You’ll need to restart missions, or you will die, and from time to time that’s due to reasons out of your control. When particularly obnoxious bugs creep up – like when your drone loses the ability to mark targets, or the game crashes during some crucial story moment, or you fall through geometry, or an NPC you’re escorting gets stuck or dies for some reason, or a failed mission can’t be restarted – well, it’s nice to have the company of a friend to laugh through the tears. Breakpoint is loaded with bugs and glitches, many of which the community has already cataloged in various forums, speaking to the ubiquity of just how finicky this Ghost Recon entry can really be. Some of them are funny, like when the pilot of a helicopter is sitting twenty feet in front of the helicopter they’re piloting, but many of them are infuriating. Breakpoint crashed on me while I was shooting Col. Cole Walker in the face – that one was painful.

Where Do We Go From Here?

In the endgame, Breakpoint clearly puts one combat boot into the realm of games-as-a-service. But that’s a strange call because in my experience it doesn’t do any of this stuff as well as Ubi’s other Tom Clancy persistent online shooter, The Division 2.

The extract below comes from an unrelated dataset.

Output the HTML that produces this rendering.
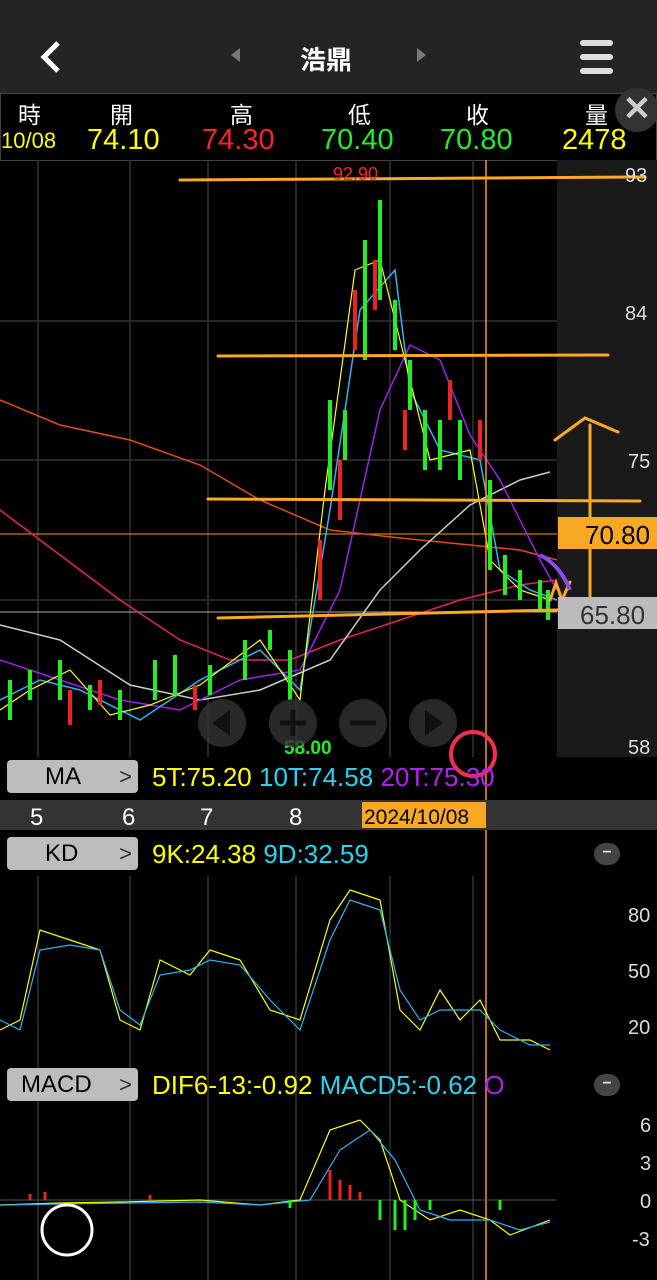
<!DOCTYPE html>
<html><head><meta charset="utf-8"><style>
body{margin:0;width:657px;height:1280px;background:#000;overflow:hidden;font-family:"Liberation Sans","Noto Sans CJK TC",sans-serif;position:relative}
.a{position:absolute}
.btn{position:absolute;left:7px;width:131px;height:33px;background:#bdbdbd;border-radius:4px;color:#000;font-size:24px;line-height:33px}
.btn span{position:absolute;left:38px}
.btn i{position:absolute;right:6px;font-style:normal;color:#333;font-size:22px}
</style></head><body>
<div class="a" style="left:0;top:0;width:657px;height:93px;background:#222426"></div>
<svg class="a" style="left:38px;top:40px" width="26" height="34"><path d="M20 3 L6 17 L20 31" stroke="#fff" stroke-width="5" fill="none"/></svg>
<div class="a" style="left:231px;top:48px;width:0;height:0;border-top:7px solid transparent;border-bottom:7px solid transparent;border-right:9px solid #777"></div>
<div class="a" style="left:300px;top:40px;color:#fff;font-size:26px;font-weight:bold">浩鼎</div>
<div class="a" style="left:417px;top:48px;width:0;height:0;border-top:7px solid transparent;border-bottom:7px solid transparent;border-left:9px solid #777"></div>
<div class="a" style="left:580px;top:40px;width:33px;height:6px;background:#ddd;border-radius:3px"></div>
<div class="a" style="left:580px;top:54px;width:33px;height:6px;background:#ddd;border-radius:3px"></div>
<div class="a" style="left:580px;top:68px;width:33px;height:6px;background:#ddd;border-radius:3px"></div>
<div class="a" style="left:0;top:93px;width:655px;height:66px;border:1px solid #444;background:#000"></div>
<div class="a" style="top:96px;left:0;width:657px;color:#fff;font-size:23px">
<span class="a" style="left:18px">時</span><span class="a" style="left:110px">開</span><span class="a" style="left:230px">高</span><span class="a" style="left:348px">低</span><span class="a" style="left:466px">收</span><span class="a" style="left:585px">量</span></div>
<div class="a" style="top:124px;left:0;width:657px;font-size:29px">
<span class="a" style="left:1px;top:4px;font-size:22px;color:#ff0">10/08</span><span class="a" style="left:87px;color:#ff0">74.10</span><span class="a" style="left:202px;color:#f22">74.30</span><span class="a" style="left:321px;color:#2e2">70.40</span><span class="a" style="left:440px;color:#2e2">70.80</span><span class="a" style="left:562px;color:#ff0">2478</span></div>
<div class="a" style="left:615px;top:88px;width:44px;height:44px;border-radius:22px;background:#333;color:#ccc;font-size:34px;text-align:center;line-height:42px;font-weight:bold">✕</div>

<svg class="a" style="left:0;top:160px" width="657" height="1120">
<rect x="557" y="0" width="100" height="597" fill="#1a1a1a"/>
<g stroke="#333" stroke-width="1.5">
<line x1="38" y1="0" x2="38" y2="597"/><line x1="130" y1="0" x2="130" y2="597"/><line x1="208" y1="0" x2="208" y2="597"/><line x1="296" y1="0" x2="296" y2="597"/><line x1="390" y1="0" x2="390" y2="597"/><line x1="473" y1="0" x2="473" y2="597"/>
<line x1="0" y1="161" x2="557" y2="161"/><line x1="0" y1="300" x2="557" y2="300"/><line x1="0" y1="440" x2="557" y2="440"/>
<line x1="38" y1="716" x2="38" y2="1120"/><line x1="130" y1="716" x2="130" y2="1120"/><line x1="208" y1="716" x2="208" y2="1120"/><line x1="296" y1="716" x2="296" y2="1120"/><line x1="390" y1="716" x2="390" y2="1120"/><line x1="473" y1="716" x2="473" y2="1120"/>
</g>
<line x1="0" y1="374" x2="557" y2="374" stroke="#f90" stroke-width="1"/>
<line x1="0" y1="452" x2="557" y2="452" stroke="#aaa" stroke-width="1"/>
<polyline fill="none" stroke="#e64a19" stroke-width="1.5" points="0,240 60,265 130,280 200,305 260,340 330,370 400,378 470,385 520,390 557,400"/>
<polyline fill="none" stroke="#e91e63" stroke-width="1.5" points="0,350 60,395 120,440 180,480 230,500 290,500 340,480 400,460 460,440 520,425 557,420"/>
<polyline fill="none" stroke="#ccc" stroke-width="1.5" points="0,465 60,480 130,525 200,540 260,530 330,500 380,430 420,390 470,345 520,320 550,312"/>
<polyline fill="none" stroke="#a020f0" stroke-width="1.5" points="0,500 60,520 120,540 180,550 240,520 300,510 340,430 380,250 410,185 440,200 470,275 500,320 540,400 557,430"/>
<polyline fill="none" stroke="#29b6f6" stroke-width="1.5" points="0,540 40,520 80,530 140,560 200,520 260,490 300,530 330,350 360,150 395,110 410,230 440,290 480,300 500,410 530,430 557,440"/>
<polyline fill="none" stroke="#ff0" stroke-width="1.2" points="0,550 30,530 70,510 110,555 150,545 200,525 260,480 300,540 325,330 355,110 380,100 400,180 430,300 470,290 490,400 520,430 550,440"/>
<g stroke-width="4">
<path stroke="#2e2" d="M10 520v40M30 510v30M60 500v40M90 525v25M120 530v30M155 500v40M175 495v40M210 505v30M245 480v40M270 470v20M290 490v50M330 240v90M345 250v50M365 80v120M380 40v100M395 140v50M410 200v50M425 250v60M440 260v50M460 260v60M490 320v90M505 395v40M520 410v30M540 420v30M548 430v30"/>
<path stroke="#e22" d="M70 530v35M100 520v25M195 525v25M320 380v60M340 300v60M355 130v60M375 100v50M405 250v40M450 220v40M480 260v40"/>
</g>
<g stroke="#ffa726" stroke-width="3" stroke-linecap="round" fill="none">
<line x1="180" y1="20" x2="645" y2="17"/><line x1="218" y1="196" x2="608" y2="195"/><line x1="208" y1="339" x2="640" y2="341"/><line x1="218" y1="458" x2="640" y2="448"/>
<path d="M590 445V265M555 280 L585 258 L618 272"/><path d="M550 440 L556 423 L562 440 L570 422"/>
</g>
<path d="M540 395 Q560 405 570 430" stroke="#8a4cf0" stroke-width="4" fill="none"/>
<line x1="486" y1="0" x2="486" y2="1120" stroke="#f90" stroke-width="1.5"/>
<rect x="558" y="357" width="99" height="32" fill="#f9a825"/>
<text x="585" y="384" font-size="26" fill="#000">70.80</text>
<rect x="558" y="437" width="99" height="32" fill="#bbb"/>
<text x="580" y="464" font-size="26" fill="#333">65.80</text>
<g fill="#ddd" font-size="20"><text x="625" y="22">93</text><text x="625" y="160">84</text><text x="628" y="308">75</text><text x="628" y="594">58</text></g>
<text x="333" y="20" font-size="18" fill="#f22">92.90</text>
<text x="284" y="594" font-size="19" fill="#2e2" font-weight="bold">58.00</text>
<g fill="#333" opacity=".8"><circle cx="222" cy="563" r="24"/><circle cx="293" cy="563" r="24"/><circle cx="363" cy="563" r="24"/><circle cx="433" cy="563" r="24"/></g>
<path d="M230 550 L212 563 L230 576Z M425 550 L443 563 L425 576Z" fill="#111"/>
<path d="M280 563h26M293 550v26M350 563h26" stroke="#111" stroke-width="5"/>
<circle cx="473" cy="594" r="22" stroke="#f03050" stroke-width="4" fill="none"/>
<rect x="0" y="640" width="657" height="30" fill="#333"/>
<g fill="#fff" font-size="24"><text x="30" y="665">5</text><text x="122" y="665">6</text><text x="200" y="665">7</text><text x="289" y="665">8</text></g>
<rect x="362" y="642" width="124" height="26" fill="#f9a825"/>
<text x="364" y="664" font-size="21" fill="#000">2024/10/08</text>
<g fill="#ddd" font-size="20"><text x="628" y="762">80</text><text x="628" y="818">50</text><text x="628" y="874">20</text><text x="640" y="972">6</text><text x="640" y="1010">3</text><text x="640" y="1048">0</text><text x="632" y="1086">-3</text></g>
<polyline fill="none" stroke="#ff0" stroke-width="1.2" points="0,870 20,860 40,770 70,780 100,790 120,860 140,870 160,800 190,815 210,790 240,800 270,850 300,860 330,760 350,730 380,740 400,850 420,870 440,830 460,860 480,840 500,880 530,880 550,890"/>
<polyline fill="none" stroke="#29b6f6" stroke-width="1.2" points="0,860 20,870 40,790 70,785 100,790 120,850 140,865 160,815 190,810 210,800 240,805 270,840 300,870 330,780 350,740 380,750 400,830 420,860 440,850 460,850 480,850 500,870 530,885 550,885"/>
<line x1="0" y1="1040" x2="557" y2="1040" stroke="#555"/>
<polyline fill="none" stroke="#ff0" stroke-width="1.2" points="0,1045 60,1043 120,1042 200,1040 260,1045 300,1040 330,970 360,960 380,980 400,1040 430,1060 460,1050 490,1060 510,1075 550,1060"/>
<polyline fill="none" stroke="#29b6f6" stroke-width="1.2" points="0,1045 60,1044 130,1043 200,1042 260,1045 310,1040 340,990 370,970 395,1000 420,1050 450,1060 490,1060 520,1070 550,1062"/>
<g stroke-width="3"><path stroke="#e22" d="M30 1040v-6M45 1040v-8M150 1040v-5M330 1040v-30M340 1040v-20M350 1040v-15M360 1040v-8"/><path stroke="#2e2" d="M290 1040v8M380 1040v20M395 1040v30M405 1040v30M415 1040v20M430 1040v10M500 1040v10"/></g>
<circle cx="67" cy="1070" r="25" stroke="#fff" stroke-width="3" fill="none"/>
</svg>
<div class="btn" style="top:760px"><span>MA</span><i>&gt;</i></div>
<div class="a" style="top:762px;left:152px;font-size:26px;white-space:nowrap"><span style="color:#ff0">5T:75.20</span> <span style="color:#29d3f0">10T:74.58</span> <span style="color:#b020f0">20T:75.30</span></div>
<div class="btn" style="top:837px"><span>KD</span><i>&gt;</i></div>
<div class="a" style="top:839px;left:152px;font-size:26px"><span style="color:#ff0">9K:24.38</span> <span style="color:#29d3f0">9D:32.59</span></div>
<div class="btn" style="top:1068px"><span style="left:14px">MACD</span><i>&gt;</i></div>
<div class="a" style="top:1070px;left:152px;font-size:26px;white-space:nowrap"><span style="color:#ff0">DIF6-13:-0.92</span> <span style="color:#29d3f0">MACD5:-0.62</span> <span style="color:#b020f0">O</span></div>
<div class="a" style="left:594px;top:843px;width:26px;height:22px;border-radius:12px;background:#444;color:#ddd;text-align:center;line-height:20px;font-weight:bold">−</div>
<div class="a" style="left:594px;top:1074px;width:26px;height:22px;border-radius:12px;background:#444;color:#ddd;text-align:center;line-height:20px;font-weight:bold">−</div>
</body></html>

As with all games-as-service, there’s more Breakpoint content on the horizon. The raid that I heard so much about in menus and from NPCs in the player hub that pushed you to reach Gear Score 150 to experience, well, it’s not out yet. But it also peppers in a faction reward system that strangely caps your daily progress, though you can still undertake the refreshing factions quests. Is that enough of a reason to continue to play until the new story chapters and the raid come out down the road? Not in my opinion.

Lastly, there’s the totally forgettable take on the Ghost War PvP mode, where two teams of four try to kill each other or plant and defuse bombs on a handful of maps. It’s not bad, per se – especially since it’s normalized so everyone’s gear has the same lethal efficiency – but it’s uninspired and after a few rounds you’ve seen it all.